Justice

Shande on Michigan Ave.


So happy to be joining the J-School gang. I’ll be bloggin’ from the wide open spaces of the great Midwest, doing my part to help report on Jewish doings beyond the Upper West Side.
Speaking of which, I spent my afternoon yesterday with 1,000 other demonstrators in front of the Congress Park Hotel on Chicago’s Michigan Ave. – the site of the longest ongoing labor strike in the country. Marking the fifth anniversary of the strike, it was certainly the largest labor demonstration this city has seen in some time.
Some shameful stats: Congress housekeepers currently make $8.83 per hour and are not scheduled to get a raise until 2010. If a housekeeper was “lucky” enough to to work full-time at that wage, he or she would make less than the federal poverty level for a family of three. (By contrast, the standard union wage for a Chicago housekeeper is $13.90 an hour.) Workers also have no access to affordable health insurance benefits and there have been repeated complaints about unsafe and unsanitary working conditions.
It is with no small shame that I add that the Congress is Jewish-owned and operated. (It’s owner, Albert Nasser Shayo is a businessman who lives in Argentina; Shayo’s representative/manager is Shlomo Nahmias, who resides in the hotel with his family.) The Jewish-owned nature of the Congress is palpable and obvious as there are mezuzzot on every room inside the hotel.
I am proud to report, however, that the Jewish presence at the demonstration yesterday was also palpable and obvious. The Jewish Council on Urban Affairs joined the over 1,000 demonstrators who marched in a circle around the hotel over the course of the day. During the program, the crowd heard from a number of labor representatives, local politicians and hotel workers. A bunch of us rabbis (above) also took the stage to pledge the Jewish community’s support of the strike, during which we repeatedly led the crowd in a chant of “What a Shande!” (This and “Si, Se Puerde!” were the two prominent foreign-language chants of the afternoon).
Though Congress workers have been walking the line at the hotel literally every day for the last five years there is, sadly, no end in sight. But as yesterday’s demonstration proved, this effort is mobilizing an increasingly diverse Chicago labor community.
And so the struggle continues. Check out yesterday’s Chicago Trib piece for more on the 5th anniversary doings…

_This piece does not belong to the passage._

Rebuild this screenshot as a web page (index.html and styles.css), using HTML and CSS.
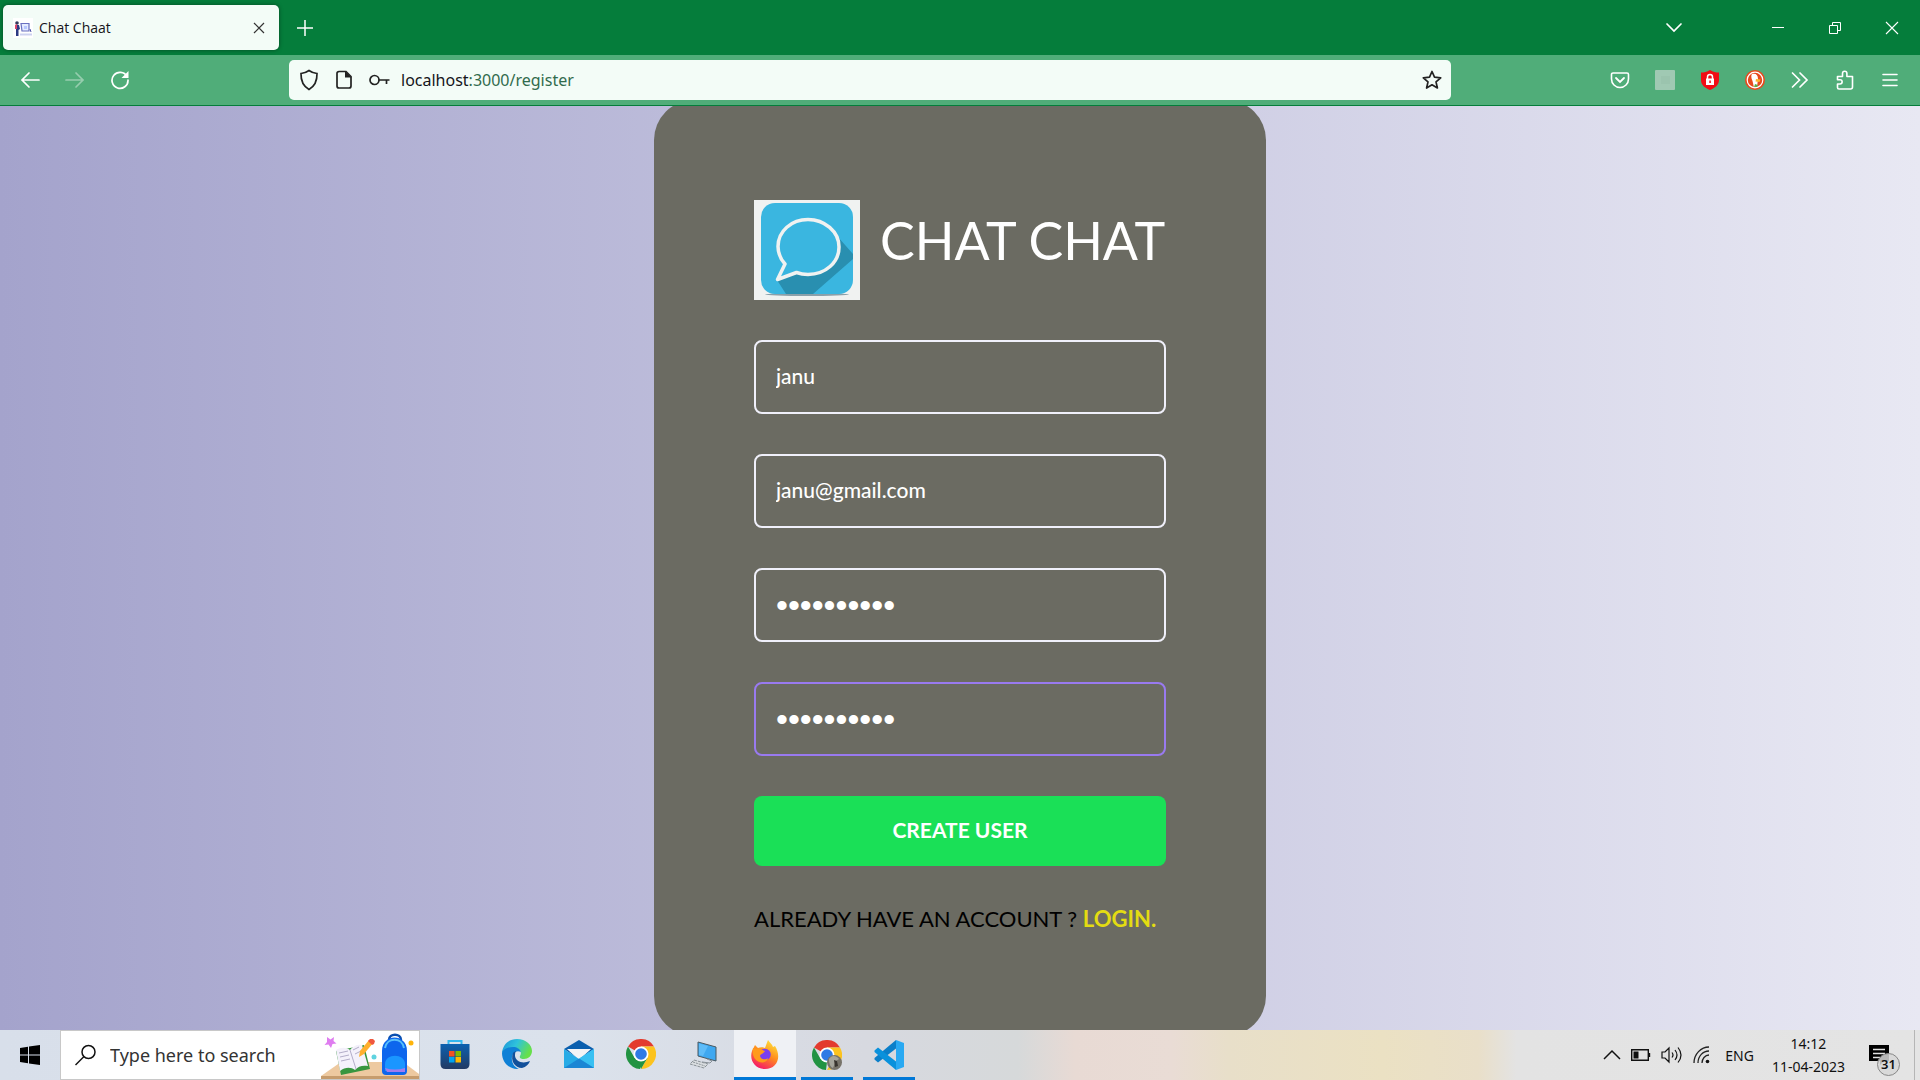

4 thoughts on “Shande on Michigan Ave.

  1. Thanks to unlimited illegal immigration from mexico and other third world countries coming to “do the jobs americans won’t do” this is pretty much expected.
    I don’t know if illegal immigration played a role in this specific case, but this case is not extraordinary in America. Why do you only care if the “good name” of Jews is involves?
    Since this website, judging from previous postings, is an open borders/flood the USA with mexicans advocate I feel justified with laying some of the blame on your shoulders.

  2. I was there! What a great rally.
    I didn’t catch the name of the Orthodox woman (who is apparently basically a rabbi?) from Lakeview who spoke. Care to fill me in?

  3. As an attendee at the march, I loved the fact that a wide diversity of groups were all marching together — African-Americans, Caucasians, Hispanics, young and old — and all religions. To answer the last blogger’s question, one of the Jewish laws is to do “mitzvot,” good deeds. If a Jewish person commits wrongful acts, that negative act looks bad for all Jewish people. Each of us, in a sense, serves as a representative of our ethnic group to others. When we do good deeds, that positive action reflects well on all others. Conversely, if our actions are negative, that negative feeling can get perpetuated.
    So — let’s stand up and be counted!